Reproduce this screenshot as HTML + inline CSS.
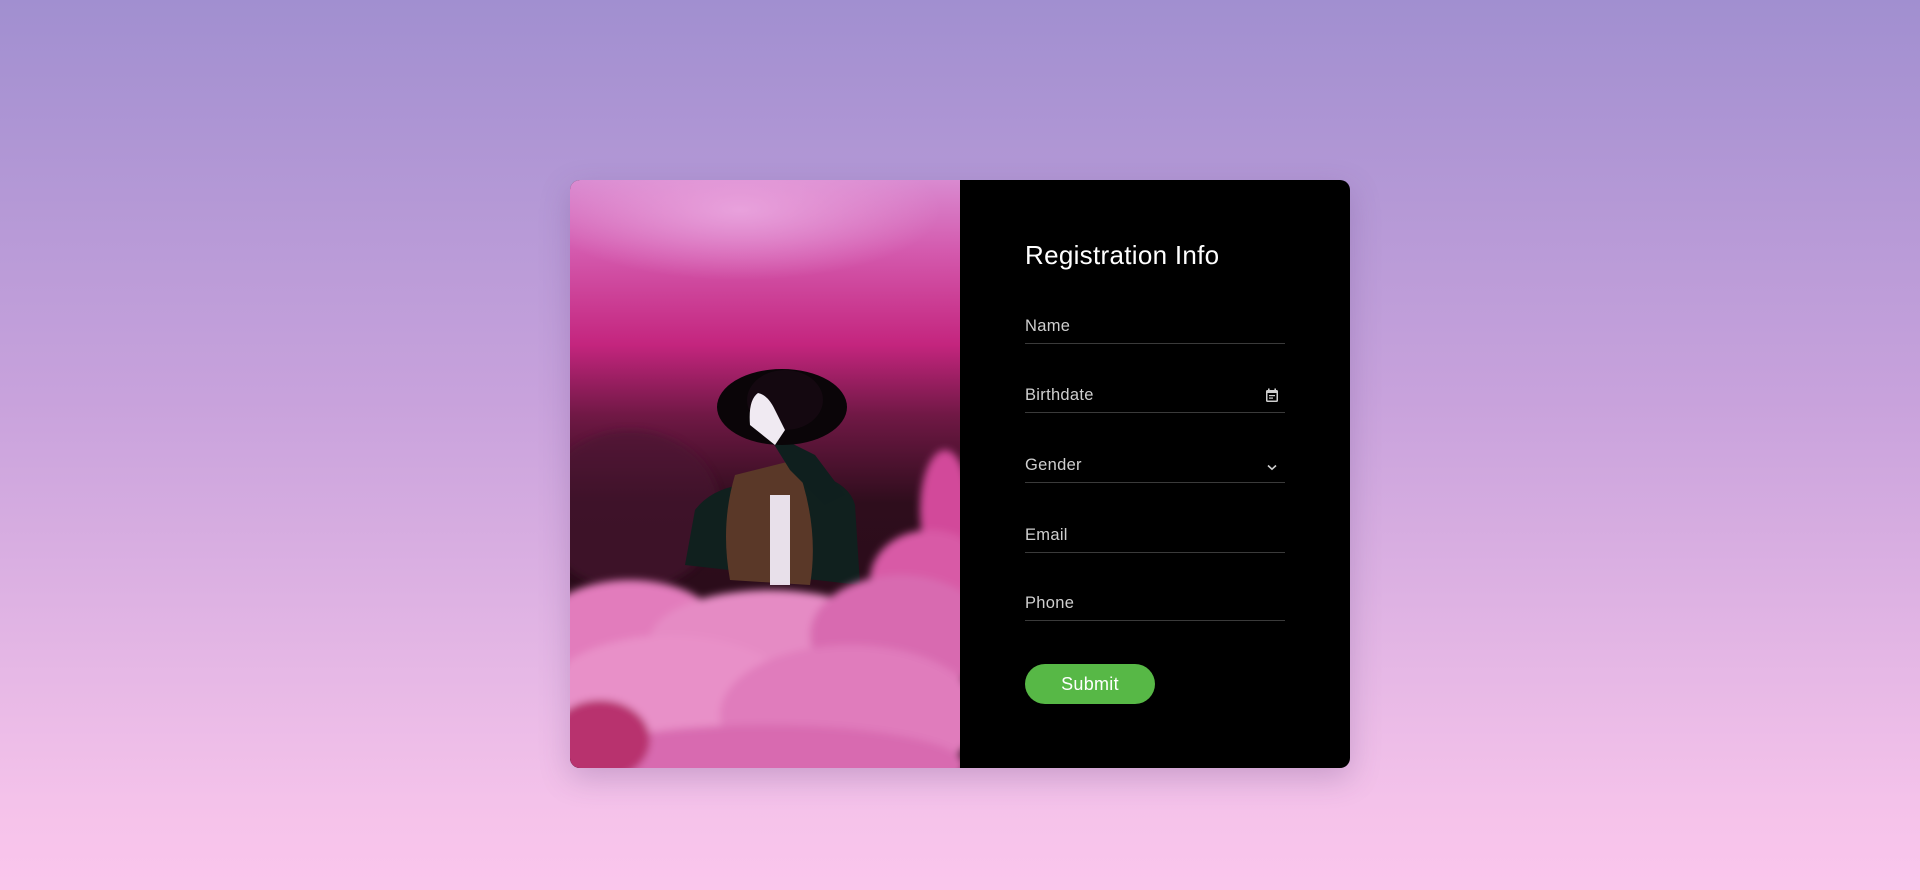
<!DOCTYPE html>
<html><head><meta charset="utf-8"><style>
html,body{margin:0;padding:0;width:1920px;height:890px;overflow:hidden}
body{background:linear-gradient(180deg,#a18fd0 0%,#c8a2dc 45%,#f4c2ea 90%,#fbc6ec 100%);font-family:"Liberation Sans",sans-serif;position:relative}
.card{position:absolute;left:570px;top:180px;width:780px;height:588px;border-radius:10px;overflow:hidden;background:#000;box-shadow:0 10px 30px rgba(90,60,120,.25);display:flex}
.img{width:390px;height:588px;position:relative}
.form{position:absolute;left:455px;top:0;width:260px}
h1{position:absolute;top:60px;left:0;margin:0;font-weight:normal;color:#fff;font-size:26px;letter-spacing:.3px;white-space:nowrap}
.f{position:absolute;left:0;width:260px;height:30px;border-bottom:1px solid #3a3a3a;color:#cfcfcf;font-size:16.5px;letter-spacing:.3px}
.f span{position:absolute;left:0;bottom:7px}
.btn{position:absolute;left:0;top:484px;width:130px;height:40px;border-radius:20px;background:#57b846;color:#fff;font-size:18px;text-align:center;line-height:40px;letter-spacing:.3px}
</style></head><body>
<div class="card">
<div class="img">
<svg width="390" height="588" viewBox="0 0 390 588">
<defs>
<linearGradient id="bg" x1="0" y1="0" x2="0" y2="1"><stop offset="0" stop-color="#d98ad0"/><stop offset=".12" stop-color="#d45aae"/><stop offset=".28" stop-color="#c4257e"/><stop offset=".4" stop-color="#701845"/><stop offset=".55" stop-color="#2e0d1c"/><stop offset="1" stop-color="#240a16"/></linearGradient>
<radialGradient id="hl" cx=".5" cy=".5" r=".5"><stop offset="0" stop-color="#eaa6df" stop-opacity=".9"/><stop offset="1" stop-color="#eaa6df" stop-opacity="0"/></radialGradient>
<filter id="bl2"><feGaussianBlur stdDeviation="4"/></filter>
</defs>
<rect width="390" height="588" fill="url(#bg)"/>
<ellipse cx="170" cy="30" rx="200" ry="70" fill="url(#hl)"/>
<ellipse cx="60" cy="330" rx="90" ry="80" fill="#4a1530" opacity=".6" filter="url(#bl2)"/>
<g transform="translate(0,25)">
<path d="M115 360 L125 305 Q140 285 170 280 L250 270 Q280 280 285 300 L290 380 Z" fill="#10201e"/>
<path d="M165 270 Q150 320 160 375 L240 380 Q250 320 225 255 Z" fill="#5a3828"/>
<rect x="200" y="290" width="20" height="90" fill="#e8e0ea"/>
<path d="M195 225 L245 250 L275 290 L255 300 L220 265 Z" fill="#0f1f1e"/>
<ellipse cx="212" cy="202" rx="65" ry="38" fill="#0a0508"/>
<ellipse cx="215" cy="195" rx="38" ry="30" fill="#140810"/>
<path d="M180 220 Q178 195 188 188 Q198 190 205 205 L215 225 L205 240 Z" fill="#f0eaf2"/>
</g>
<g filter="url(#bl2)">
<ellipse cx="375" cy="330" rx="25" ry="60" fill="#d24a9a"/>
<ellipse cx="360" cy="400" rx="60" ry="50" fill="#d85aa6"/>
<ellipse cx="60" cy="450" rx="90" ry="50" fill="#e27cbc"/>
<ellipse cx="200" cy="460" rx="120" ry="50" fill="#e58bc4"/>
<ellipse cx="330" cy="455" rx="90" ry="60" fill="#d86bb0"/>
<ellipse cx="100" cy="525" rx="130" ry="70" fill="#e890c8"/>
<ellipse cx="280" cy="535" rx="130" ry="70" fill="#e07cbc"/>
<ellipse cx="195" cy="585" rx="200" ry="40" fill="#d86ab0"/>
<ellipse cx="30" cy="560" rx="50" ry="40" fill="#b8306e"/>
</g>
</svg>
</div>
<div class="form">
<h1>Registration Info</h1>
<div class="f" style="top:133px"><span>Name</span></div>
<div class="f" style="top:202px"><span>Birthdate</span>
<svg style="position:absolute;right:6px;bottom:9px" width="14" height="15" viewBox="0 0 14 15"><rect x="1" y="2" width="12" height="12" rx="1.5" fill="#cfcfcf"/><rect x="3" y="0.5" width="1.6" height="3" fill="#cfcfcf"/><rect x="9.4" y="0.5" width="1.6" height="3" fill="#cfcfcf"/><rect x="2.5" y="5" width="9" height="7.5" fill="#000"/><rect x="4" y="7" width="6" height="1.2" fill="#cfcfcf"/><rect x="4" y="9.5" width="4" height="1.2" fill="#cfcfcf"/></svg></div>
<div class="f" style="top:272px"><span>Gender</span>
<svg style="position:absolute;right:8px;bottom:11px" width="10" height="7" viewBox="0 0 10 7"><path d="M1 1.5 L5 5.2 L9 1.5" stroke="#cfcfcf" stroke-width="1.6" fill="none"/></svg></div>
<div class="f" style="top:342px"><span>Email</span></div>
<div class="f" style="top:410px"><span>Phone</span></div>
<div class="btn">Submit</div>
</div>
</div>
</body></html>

____________________

• [The problem]: Return the material word for word. Pictures are not part of the copy.

• [Finished answer]:
Reproduce this screenshot as HTML + inline CSS.
<!DOCTYPE html>
<html><head><meta charset="utf-8"><style>
html,body{margin:0;padding:0;width:1920px;height:890px;overflow:hidden}
body{background:linear-gradient(180deg,#a18fd0 0%,#c8a2dc 45%,#f4c2ea 90%,#fbc6ec 100%);font-family:"Liberation Sans",sans-serif;position:relative}
.card{position:absolute;left:570px;top:180px;width:780px;height:588px;border-radius:10px;overflow:hidden;background:#000;box-shadow:0 10px 30px rgba(90,60,120,.25);display:flex}
.img{width:390px;height:588px;position:relative}
.form{position:absolute;left:455px;top:0;width:260px}
h1{position:absolute;top:60px;left:0;margin:0;font-weight:normal;color:#fff;font-size:26px;letter-spacing:.3px;white-space:nowrap}
.f{position:absolute;left:0;width:260px;height:30px;border-bottom:1px solid #3a3a3a;color:#cfcfcf;font-size:16.5px;letter-spacing:.3px}
.f span{position:absolute;left:0;bottom:7px}
.btn{position:absolute;left:0;top:484px;width:130px;height:40px;border-radius:20px;background:#57b846;color:#fff;font-size:18px;text-align:center;line-height:40px;letter-spacing:.3px}
</style></head><body>
<div class="card">
<div class="img">
<svg width="390" height="588" viewBox="0 0 390 588">
<defs>
<linearGradient id="bg" x1="0" y1="0" x2="0" y2="1"><stop offset="0" stop-color="#d98ad0"/><stop offset=".12" stop-color="#d45aae"/><stop offset=".28" stop-color="#c4257e"/><stop offset=".4" stop-color="#701845"/><stop offset=".55" stop-color="#2e0d1c"/><stop offset="1" stop-color="#240a16"/></linearGradient>
<radialGradient id="hl" cx=".5" cy=".5" r=".5"><stop offset="0" stop-color="#eaa6df" stop-opacity=".9"/><stop offset="1" stop-color="#eaa6df" stop-opacity="0"/></radialGradient>
<filter id="bl2"><feGaussianBlur stdDeviation="4"/></filter>
</defs>
<rect width="390" height="588" fill="url(#bg)"/>
<ellipse cx="170" cy="30" rx="200" ry="70" fill="url(#hl)"/>
<ellipse cx="60" cy="330" rx="90" ry="80" fill="#4a1530" opacity=".6" filter="url(#bl2)"/>
<g transform="translate(0,25)">
<path d="M115 360 L125 305 Q140 285 170 280 L250 270 Q280 280 285 300 L290 380 Z" fill="#10201e"/>
<path d="M165 270 Q150 320 160 375 L240 380 Q250 320 225 255 Z" fill="#5a3828"/>
<rect x="200" y="290" width="20" height="90" fill="#e8e0ea"/>
<path d="M195 225 L245 250 L275 290 L255 300 L220 265 Z" fill="#0f1f1e"/>
<ellipse cx="212" cy="202" rx="65" ry="38" fill="#0a0508"/>
<ellipse cx="215" cy="195" rx="38" ry="30" fill="#140810"/>
<path d="M180 220 Q178 195 188 188 Q198 190 205 205 L215 225 L205 240 Z" fill="#f0eaf2"/>
</g>
<g filter="url(#bl2)">
<ellipse cx="375" cy="330" rx="25" ry="60" fill="#d24a9a"/>
<ellipse cx="360" cy="400" rx="60" ry="50" fill="#d85aa6"/>
<ellipse cx="60" cy="450" rx="90" ry="50" fill="#e27cbc"/>
<ellipse cx="200" cy="460" rx="120" ry="50" fill="#e58bc4"/>
<ellipse cx="330" cy="455" rx="90" ry="60" fill="#d86bb0"/>
<ellipse cx="100" cy="525" rx="130" ry="70" fill="#e890c8"/>
<ellipse cx="280" cy="535" rx="130" ry="70" fill="#e07cbc"/>
<ellipse cx="195" cy="585" rx="200" ry="40" fill="#d86ab0"/>
<ellipse cx="30" cy="560" rx="50" ry="40" fill="#b8306e"/>
</g>
</svg>
</div>
<div class="form">
<h1>Registration Info</h1>
<div class="f" style="top:133px"><span>Name</span></div>
<div class="f" style="top:202px"><span>Birthdate</span>
<svg style="position:absolute;right:6px;bottom:9px" width="14" height="15" viewBox="0 0 14 15"><rect x="1" y="2" width="12" height="12" rx="1.5" fill="#cfcfcf"/><rect x="3" y="0.5" width="1.6" height="3" fill="#cfcfcf"/><rect x="9.4" y="0.5" width="1.6" height="3" fill="#cfcfcf"/><rect x="2.5" y="5" width="9" height="7.5" fill="#000"/><rect x="4" y="7" width="6" height="1.2" fill="#cfcfcf"/><rect x="4" y="9.5" width="4" height="1.2" fill="#cfcfcf"/></svg></div>
<div class="f" style="top:272px"><span>Gender</span>
<svg style="position:absolute;right:8px;bottom:11px" width="10" height="7" viewBox="0 0 10 7"><path d="M1 1.5 L5 5.2 L9 1.5" stroke="#cfcfcf" stroke-width="1.6" fill="none"/></svg></div>
<div class="f" style="top:342px"><span>Email</span></div>
<div class="f" style="top:410px"><span>Phone</span></div>
<div class="btn">Submit</div>
</div>
</div>
</body></html>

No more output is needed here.